• _Exercise brief_:
Everything from the line holding "Give me the" to the end of the listing below should be copied exactly, line for line, minus the pictures.

• _Input rows_:
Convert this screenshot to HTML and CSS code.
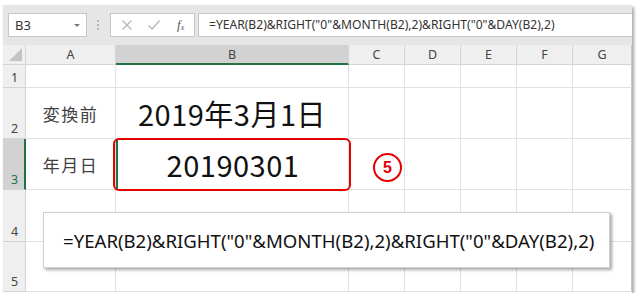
FILE: index.html
```html
<!DOCTYPE html>
<html>
<head>
  <meta charset="utf-8">
  <link rel="stylesheet" href="styles.css">
</head>
<body>
  <div class="window">
    <div class="toolbar">
      <div class="name-box">
        <span>B3</span>
        <span class="caret"></span>
      </div>
      <div class="grip"><i></i><i></i><i></i></div>
      <div class="buttons">
        <svg width="12" height="12" viewBox="0 0 12 12"><path d="M1.5 1.5 L10.5 10.5 M10.5 1.5 L1.5 10.5" stroke="#b4b4b4" stroke-width="1.2" fill="none"/></svg>
        <svg width="14" height="12" viewBox="0 0 14 12"><path d="M1.5 6.5 L5 10 L12.5 1.5" stroke="#b4b4b4" stroke-width="1.2" fill="none"/></svg>
        <span class="fx">f<sub>x</sub></span>
      </div>
      <div class="formula-input">=YEAR(B2)&amp;RIGHT("0"&amp;MONTH(B2),2)&amp;RIGHT("0"&amp;DAY(B2),2)</div>
    </div>

    <div class="sheet">
      <div class="head corner"><span class="tri"></span></div>
      <div class="head col">A</div>
      <div class="head col sel-col">B</div>
      <div class="head col">C</div>
      <div class="head col">D</div>
      <div class="head col">E</div>
      <div class="head col">F</div>
      <div class="head col last">G</div>

      <div class="head row">1</div>
      <div class="cell"></div><div class="cell"></div><div class="cell"></div><div class="cell"></div><div class="cell"></div><div class="cell"></div><div class="cell last"></div>

      <div class="head row">2</div>
      <div class="cell label">変換前</div>
      <div class="cell big">2019年3月1日</div>
      <div class="cell"></div><div class="cell"></div><div class="cell"></div><div class="cell"></div><div class="cell last"></div>

      <div class="head row sel-row">3</div>
      <div class="cell label">年月日</div>
      <div class="cell big active">20190301</div>
      <div class="cell"></div><div class="cell"></div><div class="cell"></div><div class="cell"></div><div class="cell last"></div>

      <div class="head row">4</div>
      <div class="cell"></div><div class="cell"></div><div class="cell"></div><div class="cell"></div><div class="cell"></div><div class="cell"></div><div class="cell last"></div>

      <div class="head row">5</div>
      <div class="cell"></div><div class="cell"></div><div class="cell"></div><div class="cell"></div><div class="cell"></div><div class="cell"></div><div class="cell last"></div>
    </div>

    <!-- annotations drawn over the sheet -->
    <div class="red-box"></div>
    <div class="step">5</div>
    <div class="callout">=YEAR(B2)&amp;RIGHT("0"&amp;MONTH(B2),2)&amp;RIGHT("0"&amp;DAY(B2),2)</div>
  </div>
</body>
</html>
```

FILE: styles.css
```css
body {
  margin: 0;
  background: #fff;
  font-family: "Noto Sans", "Noto Sans CJK JP", sans-serif;
}

.window {
  position: relative;
  margin: 5px 0 0 3px;
  width: 629px;
  height: 288px;
  background: #fff;
  box-shadow: 2px 2px 3px rgba(0, 0, 0, 0.35);
}

.toolbar {
  display: flex;
  align-items: center;
  height: 40px;
  background: #e6e6e6;
  padding-left: 5px;
  box-sizing: border-box;
}

.name-box {
  display: flex;
  align-items: center;
  justify-content: space-between;
  width: 79px;
  height: 24px;
  box-sizing: border-box;
  background: #fff;
  border: 1px solid #c6c6c6;
  padding: 0 6px;
  font-size: 13px;
  color: #333;
}

.caret {
  width: 0;
  height: 0;
  border-left: 3px solid transparent;
  border-right: 3px solid transparent;
  border-top: 3px solid #777;
}

.grip {
  display: flex;
  flex-direction: column;
  gap: 2px;
  margin: 0 11px 0 10px;
}

.grip i {
  display: block;
  width: 2px;
  height: 2px;
  background: #b8b8b8;
}

.buttons {
  display: flex;
  align-items: center;
  gap: 14px;
  width: 85px;
  height: 24px;
  box-sizing: border-box;
  background: #fff;
  border: 1px solid #c6c6c6;
  padding-left: 10px;
}

.fx {
  font-family: "Liberation Serif", serif;
  font-style: italic;
  font-size: 13px;
  color: #555;
  margin-left: 2px;
}

.fx sub {
  font-size: 8px;
  vertical-align: -1px;
}

.formula-input {
  flex: 1;
  height: 24px;
  line-height: 22px;
  margin-left: 3px;
  box-sizing: border-box;
  background: #fff;
  border: 1px solid #c6c6c6;
  border-right: none;
  padding-left: 10px;
  font-size: 12.1px;
  color: #333;
  white-space: nowrap;
}

.sheet {
  display: grid;
  grid-template-columns: 23px 90px 233px 56px 56px 56px 56px 59px;
  grid-template-rows: 20px 23px 51px 51px 52px 50px;
}

.head {
  background: #efefef;
  color: #444;
  font-size: 12.5px;
  box-sizing: border-box;
  border-right: 1px solid #d4d4d4;
  border-bottom: 1px solid #d4d4d4;
}

.col {
  display: flex;
  align-items: center;
  justify-content: center;
}

.col.last {
  border-right: 1px solid #c8c8c8;
}

.sel-col {
  background: #d2d2d2;
  border-bottom: 2px solid #217346;
}

.corner {
  position: relative;
}

.tri {
  position: absolute;
  right: 3px;
  bottom: 3px;
  width: 0;
  height: 0;
  border-left: 13px solid transparent;
  border-bottom: 13px solid #c4c4c4;
}

.row {
  display: flex;
  align-items: flex-end;
  padding: 0 0 1px 8px;
}

.sel-row {
  background: #d2d2d2;
  border-right: 2px solid #217346;
  color: #217346;
}

.cell {
  box-sizing: border-box;
  border-right: 1px solid #e1e1e1;
  border-bottom: 1px solid #e1e1e1;
}

.cell.last {
  border-right: 1px solid #c8c8c8;
}

.label {
  display: flex;
  align-items: center;
  justify-content: center;
  font-family: "Noto Sans CJK JP", sans-serif;
  font-size: 17px;
  letter-spacing: 1.5px;
  color: #404040;
  padding-top: 1px;
}

.big {
  display: flex;
  align-items: center;
  justify-content: center;
  font-family: "Noto Sans CJK JP", sans-serif;
  font-size: 29px;
  letter-spacing: 0.5px;
  color: #111;
}

.active {
  border-left: 2px solid #217346;
}

.red-box {
  position: absolute;
  left: 110px;
  top: 133px;
  width: 238px;
  height: 53px;
  box-sizing: border-box;
  border: 2px solid #e50000;
  border-radius: 6px;
}

.step {
  position: absolute;
  left: 370px;
  top: 148px;
  width: 29px;
  height: 29px;
  box-sizing: border-box;
  border: 2px solid #e50000;
  border-radius: 50%;
  display: flex;
  align-items: center;
  justify-content: center;
  font-family: "Liberation Sans", sans-serif;
  font-weight: bold;
  font-size: 16px;
  color: #e50000;
}

.callout {
  position: absolute;
  left: 40px;
  top: 207px;
  width: 567px;
  height: 56px;
  box-sizing: border-box;
  background: #fff;
  border: 1px solid #d0d0d0;
  box-shadow: 2px 2px 3px rgba(0, 0, 0, 0.35);
  display: flex;
  align-items: center;
  padding-left: 19px;
  font-size: 18.6px;
  color: #111;
  white-space: nowrap;
}
```
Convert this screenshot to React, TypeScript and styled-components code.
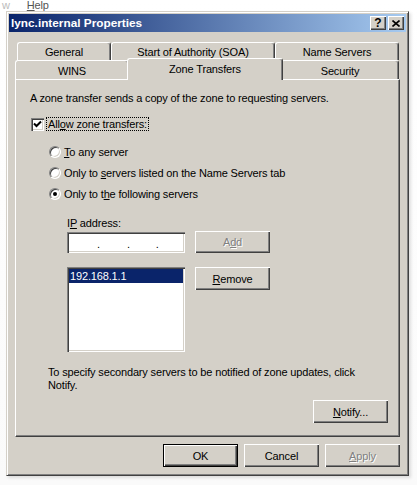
import React from 'react'
import styled, { createGlobalStyle } from 'styled-components'

const face = '#D4D0C8'
const shadow = '#808080'
const dark = '#404040'
const navy = '#0A246A'

const GlobalStyle = createGlobalStyle`
  html, body { margin: 0; padding: 0; background: #fff; }
  body {
    font-family: "Liberation Sans", Arial, sans-serif; font-size: 11px;
    letter-spacing: -0.15px; color: #000;
  }
  * { box-sizing: border-box; }
`

const Desktop = styled.div`
  width: 417px; height: 485px; overflow: hidden;
  display: flex; flex-direction: column;
  background: linear-gradient(#fff, #fafafa);
`

const MenuStrip = styled.div`
  height: 11px; display: flex; align-items: flex-end; gap: 17px;
  padding-left: 2px; overflow: hidden; line-height: 12px; color: #555;
  .ghost { color: #bbb; }
`

const Window = styled.div`
  margin-left: 6px; width: 403px; height: 465px;
  display: flex; flex-direction: column;
  background: ${face};
  border: 1px solid; border-color: ${face} ${dark} ${dark} ${face};
  box-shadow: inset 1px 1px #fff, inset -1px -1px ${shadow}, 2px 2px 3px rgba(0,0,0,0.12);
  padding: 2px;
`

const TitleBar = styled.div`
  height: 18px; display: flex; align-items: center;
  padding: 0 2px 0 2px;
  background: linear-gradient(to right, ${navy}, #A6CAF0);
  color: #fff; font-weight: bold; font-size: 11.8px; letter-spacing: 0;
`

const TitleText = styled.span` flex: 1; white-space: nowrap; `

const CaptionBtn = styled.div`
  width: 16px; height: 14px; margin-left: 2px;
  display: flex; align-items: center; justify-content: center;
  background: ${face}; color: #000; font-size: 12px; font-weight: bold;
  box-shadow: inset 1px 1px #fff, inset -1px -1px ${dark}, inset -2px -2px ${shadow};
`

const Body = styled.div`
  flex: 1; display: flex; flex-direction: column;
  padding: 10px 6px 0 6px;
`

const TabRow = styled.div<{ $h: number; $indent?: number }>`
  height: ${p => p.$h}px; display: flex; align-items: stretch;
  margin-left: ${p => p.$indent || 0}px;
`

const Tab = styled.div<{ $w: number; $active?: boolean }>`
  width: ${p => p.$w}px;
  display: flex; align-items: center; justify-content: center;
  background: ${face}; white-space: nowrap;
  border-top: 1px solid #fff; border-left: 1px solid #fff;
  border-right: 1px solid ${dark};
  border-radius: 3px 3px 0 0;
  box-shadow: inset -1px 0 ${shadow};
  padding-top: 1px;
  ${p => p.$active && `
    position: relative; z-index: 2;
    margin: -2px -2px -1px -2px; height: 22px;
    padding-top: 0; padding-bottom: 2px;
  `}
`

const Panel = styled.div`
  height: 358px; display: flex; flex-direction: column;
  border: 1px solid; border-color: #fff ${dark} ${dark} #fff;
  box-shadow: inset -1px -1px ${shadow};
  padding: 11px 0 0 14px;
`

const Line = styled.div<{ $mt?: number; $ml?: number }>`
  height: 14px; line-height: 14px; display: flex; align-items: center;
  margin-top: ${p => p.$mt || 0}px; margin-left: ${p => p.$ml || 0}px;
  white-space: pre;
`

const U = styled.span` text-decoration: underline; `

const CheckBox = styled.div`
  width: 13px; height: 13px; background: #fff;
  box-shadow: inset 1px 1px ${shadow}, inset 2px 2px ${dark}, inset -1px -1px #fff, inset -2px -2px ${face};
  display: flex; align-items: center; justify-content: center;
`

const FocusLabel = styled.span`
  margin-left: 3px; padding: 0 1px; line-height: 12px;
  outline: 1px dotted #000;
`

const RadioGroup = styled.div`
  margin-top: 10px; margin-left: 19px;
  display: flex; flex-direction: column;
`

const RadioRow = styled.div`
  height: 21px; display: flex; align-items: center; gap: 3px; white-space: nowrap;
`

const Radio = styled.div<{ $on?: boolean }>`
  width: 12px; height: 12px; border-radius: 50%; background: #fff;
  border: 1px solid; border-color: ${shadow} #fff #fff ${shadow};
  box-shadow: inset 1px 1px ${dark}, inset -1px -1px ${face};
  display: flex; align-items: center; justify-content: center;
  &::after {
    content: ''; width: 4px; height: 4px; border-radius: 50%;
    background: ${p => (p.$on ? '#000' : 'transparent')};
  }
`

const ControlRow = styled.div<{ $mt: number }>`
  display: flex; align-items: flex-start; gap: 10px;
  margin-top: ${p => p.$mt}px; margin-left: 37px;
`

const Sunken = styled.div<{ $w: number; $h: number; $mt?: number }>`
  width: ${p => p.$w}px; height: ${p => p.$h}px; margin-top: ${p => p.$mt || 0}px;
  background: #fff; padding: 2px;
  box-shadow: inset 1px 1px ${shadow}, inset 2px 2px ${dark}, inset -1px -1px #fff, inset -2px -2px ${face};
`

const IpBox = styled(Sunken)`
  display: flex; align-items: center;
  span { position: relative; top: 1px; }
  .d1 { margin-left: 28px; }
  .d2 { margin-left: 27px; }
  .d3 { margin-left: 26px; }
`

const ListItem = styled.div<{ $selected?: boolean }>`
  height: 14px; line-height: 14px; padding-left: 1px;
  background: ${p => (p.$selected ? navy : 'transparent')};
  color: ${p => (p.$selected ? '#fff' : '#000')};
`

const Button = styled.button<{ $h?: number; $default?: boolean }>`
  width: 75px; height: ${p => p.$h || 23}px; padding: 0;
  font: inherit; letter-spacing: inherit; color: #000; background: ${face};
  border: ${p => (p.$default ? '1px solid #000' : 'none')};
  box-shadow: inset 1px 1px #fff, inset -1px -1px ${dark}, inset -2px -2px ${shadow};
  display: flex; align-items: center; justify-content: center;
  &:disabled { color: ${shadow}; text-shadow: 1px 1px #fff; }
`

const NotifyText = styled.div`
  margin-top: 14px; margin-left: 18px; width: 330px;
  line-height: 13px;
`

const NotifyBtn = styled(Button)`
  align-self: flex-end; margin-top: 8px; margin-right: 11px;
`

const DialogButtons = styled.div`
  display: flex; justify-content: flex-end; gap: 6px;
  margin-top: 7px;
`

const CloseGlyph = () => (
  <svg width="8" height="7" viewBox="0 0 8 7">
    <path d="M0.5 0.5 L7.5 6.5 M7.5 0.5 L0.5 6.5" stroke="#000" strokeWidth="1.6" />
  </svg>
)

const CheckGlyph = () => (
  <svg width="9" height="9" viewBox="0 0 9 9">
    <path d="M1 3.5 L3.5 6 L8 1.5" stroke="#000" strokeWidth="2" fill="none" />
  </svg>
)

const App: React.FC = () => {
  return (
    <Desktop>
      <GlobalStyle />
      <MenuStrip>
        <span className='ghost'>w</span>
        <span><U>H</U>elp</span>
      </MenuStrip>
      <Window>
        <TitleBar>
          <TitleText>lync.internal Properties</TitleText>
          <CaptionBtn>?</CaptionBtn>
          <CaptionBtn><CloseGlyph /></CaptionBtn>
        </TitleBar>
        <Body>
          <TabRow $h={18} $indent={2}>
            <Tab $w={94}>General</Tab>
            <Tab $w={164}>Start of Authority (SOA)</Tab>
            <Tab $w={124}>Name Servers</Tab>
          </TabRow>
          <TabRow $h={19}>
            <Tab $w={114}>WINS</Tab>
            <Tab $w={156} $active>Zone Transfers</Tab>
            <Tab $w={118}>Security</Tab>
          </TabRow>
          <Panel>
            <Line>A zone transfer sends a copy of the zone to requesting servers.</Line>
            <Line $mt={12} $ml={1}>
              <CheckBox><CheckGlyph /></CheckBox>
              <FocusLabel>All<U>o</U>w zone transfers:</FocusLabel>
            </Line>
            <RadioGroup>
              <RadioRow><Radio /><span><U>T</U>o any server</span></RadioRow>
              <RadioRow><Radio /><span>Only to <U>s</U>ervers listed on the Name Servers tab</span></RadioRow>
              <RadioRow><Radio $on /><span>Only to t<U>h</U>e following servers</span></RadioRow>
            </RadioGroup>
            <Line $mt={12} $ml={37}><span>I<U>P</U> address:</span></Line>
            <ControlRow $mt={1}>
              <IpBox $w={118} $h={21} $mt={1}>
                <span className='d1'>.</span>
                <span className='d2'>.</span>
                <span className='d3'>.</span>
              </IpBox>
              <Button $h={22} disabled><span>A<U>d</U>d</span></Button>
            </ControlRow>
            <ControlRow $mt={14}>
              <Sunken $w={118} $h={85}>
                <ListItem $selected>192.168.1.1</ListItem>
              </Sunken>
              <Button><span><U>R</U>emove</span></Button>
            </ControlRow>
            <NotifyText>
              To specify secondary servers to be notified of zone updates, click Notify.
            </NotifyText>
            <NotifyBtn><span><U>N</U>otify...</span></NotifyBtn>
          </Panel>
          <DialogButtons>
            <Button $default>OK</Button>
            <Button>Cancel</Button>
            <Button disabled><span><U>A</U>pply</span></Button>
          </DialogButtons>
        </Body>
      </Window>
    </Desktop>
  )
}

export default App
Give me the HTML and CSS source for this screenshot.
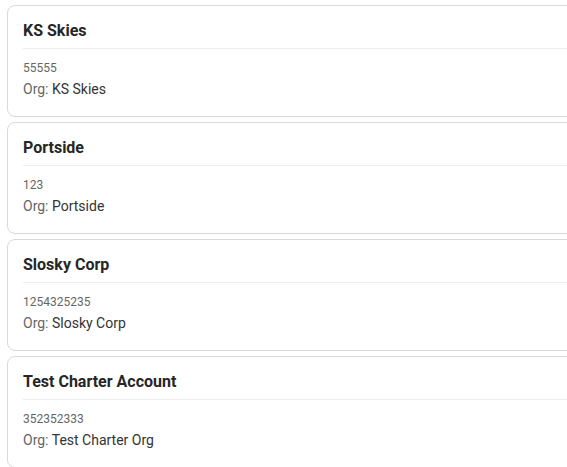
FILE: index.html
```html
<!DOCTYPE html>
<html>
<head>
<meta charset="utf-8">
<link rel="stylesheet" href="styles.css">
</head>
<body>
<div class="list">
  <div class="card">
    <div class="card-header"><h3 class="title">KS Skies</h3></div>
    <div class="card-body">
      <div class="code">55555</div>
      <div class="org"><span class="label">Org:</span> KS Skies</div>
    </div>
  </div>
  <div class="card">
    <div class="card-header"><h3 class="title">Portside</h3></div>
    <div class="card-body">
      <div class="code">123</div>
      <div class="org"><span class="label">Org:</span> Portside</div>
    </div>
  </div>
  <div class="card">
    <div class="card-header"><h3 class="title">Slosky Corp</h3></div>
    <div class="card-body">
      <div class="code">1254325235</div>
      <div class="org"><span class="label">Org:</span> Slosky Corp</div>
    </div>
  </div>
  <div class="card">
    <div class="card-header"><h3 class="title">Test Charter Account</h3></div>
    <div class="card-body">
      <div class="code">352352333</div>
      <div class="org"><span class="label">Org:</span> Test Charter Org</div>
    </div>
  </div>
</div>
</body>
</html>
```
FILE: styles.css
```css
html, body {
  margin: 0;
  padding: 0;
  overflow: hidden;
  background: #ffffff;
  font-family: Roboto, "Liberation Sans", sans-serif;
}
.list {
  display: flex;
  flex-direction: column;
  gap: 5px;
  padding: 5px 0 0 7px;
}
.card {
  width: 640px;
  box-sizing: border-box;
  border: 1px solid #d9d9d9;
  border-radius: 8px;
  padding: 13px 15px 16px 15px;
  background: #fff;
}
.card-header {
  border-bottom: 1px solid #ececec;
  padding-bottom: 5px;
}
.title {
  margin: 0;
  font-size: 16px;
  line-height: 24px;
  font-weight: 700;
  color: #262626;
}
.card-body {
  padding-top: 10px;
}
.code {
  font-size: 12px;
  line-height: 18px;
  margin-bottom: 2px;
  color: #666666;
}
.org {
  font-size: 14px;
  line-height: 21px;
  color: #333333;
}
.label {
  color: #666666;
}
```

• _Result for this exercise_:
Give me the HTML and CSS source for this screenshot.
FILE: index.html
```html
<!DOCTYPE html>
<html>
<head>
<meta charset="utf-8">
<link rel="stylesheet" href="styles.css">
</head>
<body>
<div class="list">
  <div class="card">
    <div class="card-header"><h3 class="title">KS Skies</h3></div>
    <div class="card-body">
      <div class="code">55555</div>
      <div class="org"><span class="label">Org:</span> KS Skies</div>
    </div>
  </div>
  <div class="card">
    <div class="card-header"><h3 class="title">Portside</h3></div>
    <div class="card-body">
      <div class="code">123</div>
      <div class="org"><span class="label">Org:</span> Portside</div>
    </div>
  </div>
  <div class="card">
    <div class="card-header"><h3 class="title">Slosky Corp</h3></div>
    <div class="card-body">
      <div class="code">1254325235</div>
      <div class="org"><span class="label">Org:</span> Slosky Corp</div>
    </div>
  </div>
  <div class="card">
    <div class="card-header"><h3 class="title">Test Charter Account</h3></div>
    <div class="card-body">
      <div class="code">352352333</div>
      <div class="org"><span class="label">Org:</span> Test Charter Org</div>
    </div>
  </div>
</div>
</body>
</html>
```
FILE: styles.css
```css
html, body {
  margin: 0;
  padding: 0;
  overflow: hidden;
  background: #ffffff;
  font-family: Roboto, "Liberation Sans", sans-serif;
}
.list {
  display: flex;
  flex-direction: column;
  gap: 5px;
  padding: 5px 0 0 7px;
}
.card {
  width: 640px;
  box-sizing: border-box;
  border: 1px solid #d9d9d9;
  border-radius: 8px;
  padding: 13px 15px 16px 15px;
  background: #fff;
}
.card-header {
  border-bottom: 1px solid #ececec;
  padding-bottom: 5px;
}
.title {
  margin: 0;
  font-size: 16px;
  line-height: 24px;
  font-weight: 700;
  color: #262626;
}
.card-body {
  padding-top: 10px;
}
.code {
  font-size: 12px;
  line-height: 18px;
  margin-bottom: 2px;
  color: #666666;
}
.org {
  font-size: 14px;
  line-height: 21px;
  color: #333333;
}
.label {
  color: #666666;
}
```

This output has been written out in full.